Beginning with the line that contains "Reproduce this screenshot", retype the entries below exactly, ending with the line that contains "const RAYS = [0, 45, 90, 135, 180, 225, 270, 315];". Leave out any pictures.

# RECORDS SUPPLIED start

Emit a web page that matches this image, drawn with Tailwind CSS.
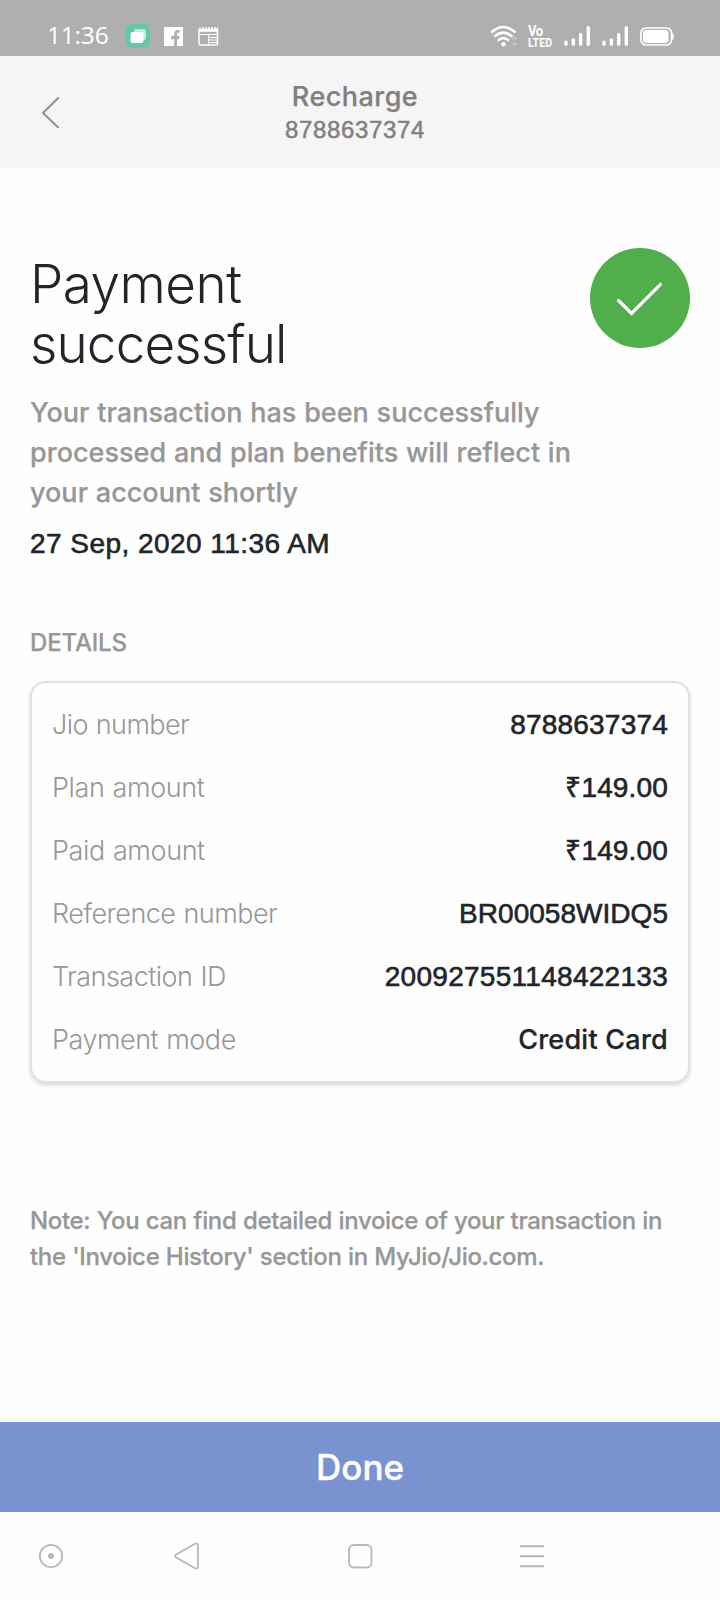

# RECORDS SUPPLIED end
# RECORDS SUPPLIED start

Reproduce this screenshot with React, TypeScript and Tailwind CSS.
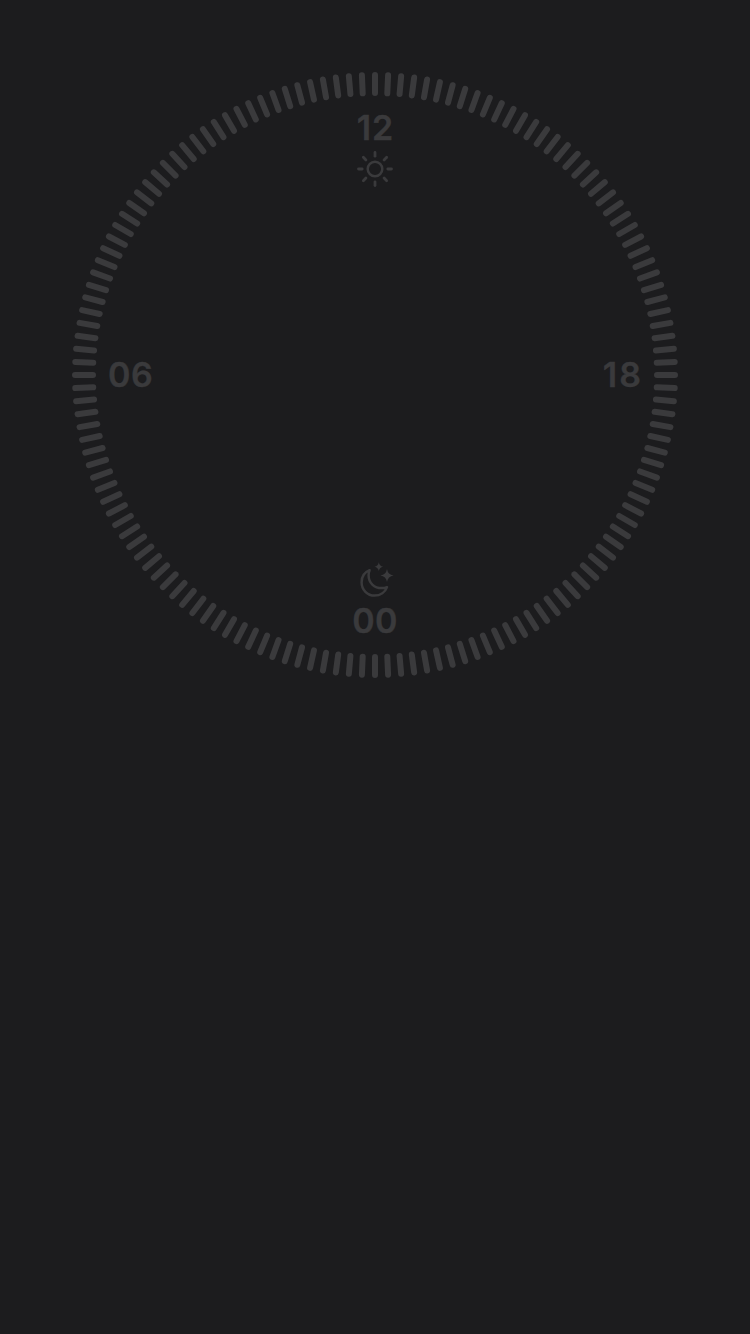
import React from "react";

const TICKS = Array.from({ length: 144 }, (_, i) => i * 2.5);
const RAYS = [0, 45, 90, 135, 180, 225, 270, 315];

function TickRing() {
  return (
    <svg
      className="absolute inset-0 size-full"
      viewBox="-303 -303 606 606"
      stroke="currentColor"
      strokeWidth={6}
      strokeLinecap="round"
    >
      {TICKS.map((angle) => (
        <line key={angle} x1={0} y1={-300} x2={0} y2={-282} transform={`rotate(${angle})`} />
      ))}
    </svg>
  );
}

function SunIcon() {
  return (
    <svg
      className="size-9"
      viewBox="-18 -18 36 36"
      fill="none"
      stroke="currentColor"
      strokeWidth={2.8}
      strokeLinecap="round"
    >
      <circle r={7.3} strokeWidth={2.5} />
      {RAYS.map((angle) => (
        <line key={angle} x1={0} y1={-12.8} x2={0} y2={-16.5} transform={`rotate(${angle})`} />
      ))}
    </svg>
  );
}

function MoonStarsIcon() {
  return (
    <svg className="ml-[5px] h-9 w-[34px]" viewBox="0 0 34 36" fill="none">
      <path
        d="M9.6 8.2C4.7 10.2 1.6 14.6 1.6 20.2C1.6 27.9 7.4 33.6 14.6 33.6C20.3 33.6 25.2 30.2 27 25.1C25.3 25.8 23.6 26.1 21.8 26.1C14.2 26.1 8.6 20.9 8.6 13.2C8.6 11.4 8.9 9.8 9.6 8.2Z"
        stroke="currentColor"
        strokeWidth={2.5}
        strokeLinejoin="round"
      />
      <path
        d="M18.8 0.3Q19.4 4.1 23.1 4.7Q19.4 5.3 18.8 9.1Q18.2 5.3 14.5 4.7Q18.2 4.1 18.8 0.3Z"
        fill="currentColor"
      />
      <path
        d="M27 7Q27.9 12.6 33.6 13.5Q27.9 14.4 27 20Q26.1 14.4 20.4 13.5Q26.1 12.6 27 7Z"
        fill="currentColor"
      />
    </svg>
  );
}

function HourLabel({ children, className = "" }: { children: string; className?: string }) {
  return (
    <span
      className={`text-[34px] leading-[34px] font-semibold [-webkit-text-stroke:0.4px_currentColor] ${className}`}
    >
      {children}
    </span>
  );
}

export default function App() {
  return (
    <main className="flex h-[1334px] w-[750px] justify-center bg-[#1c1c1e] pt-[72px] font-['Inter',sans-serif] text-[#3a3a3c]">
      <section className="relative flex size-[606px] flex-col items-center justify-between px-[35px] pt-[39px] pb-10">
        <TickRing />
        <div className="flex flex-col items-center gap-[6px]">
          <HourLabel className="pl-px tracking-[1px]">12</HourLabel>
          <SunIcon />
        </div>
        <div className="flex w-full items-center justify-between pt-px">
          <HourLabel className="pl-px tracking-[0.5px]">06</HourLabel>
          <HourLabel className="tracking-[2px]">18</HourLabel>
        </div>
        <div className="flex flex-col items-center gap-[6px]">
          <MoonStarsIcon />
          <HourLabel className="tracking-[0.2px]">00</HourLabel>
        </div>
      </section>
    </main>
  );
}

# RECORDS SUPPLIED end

= EXERCISE ANSWER =
Reproduce this screenshot with React, TypeScript and Tailwind CSS.
import React from "react";

const TICKS = Array.from({ length: 144 }, (_, i) => i * 2.5);
const RAYS = [0, 45, 90, 135, 180, 225, 270, 315];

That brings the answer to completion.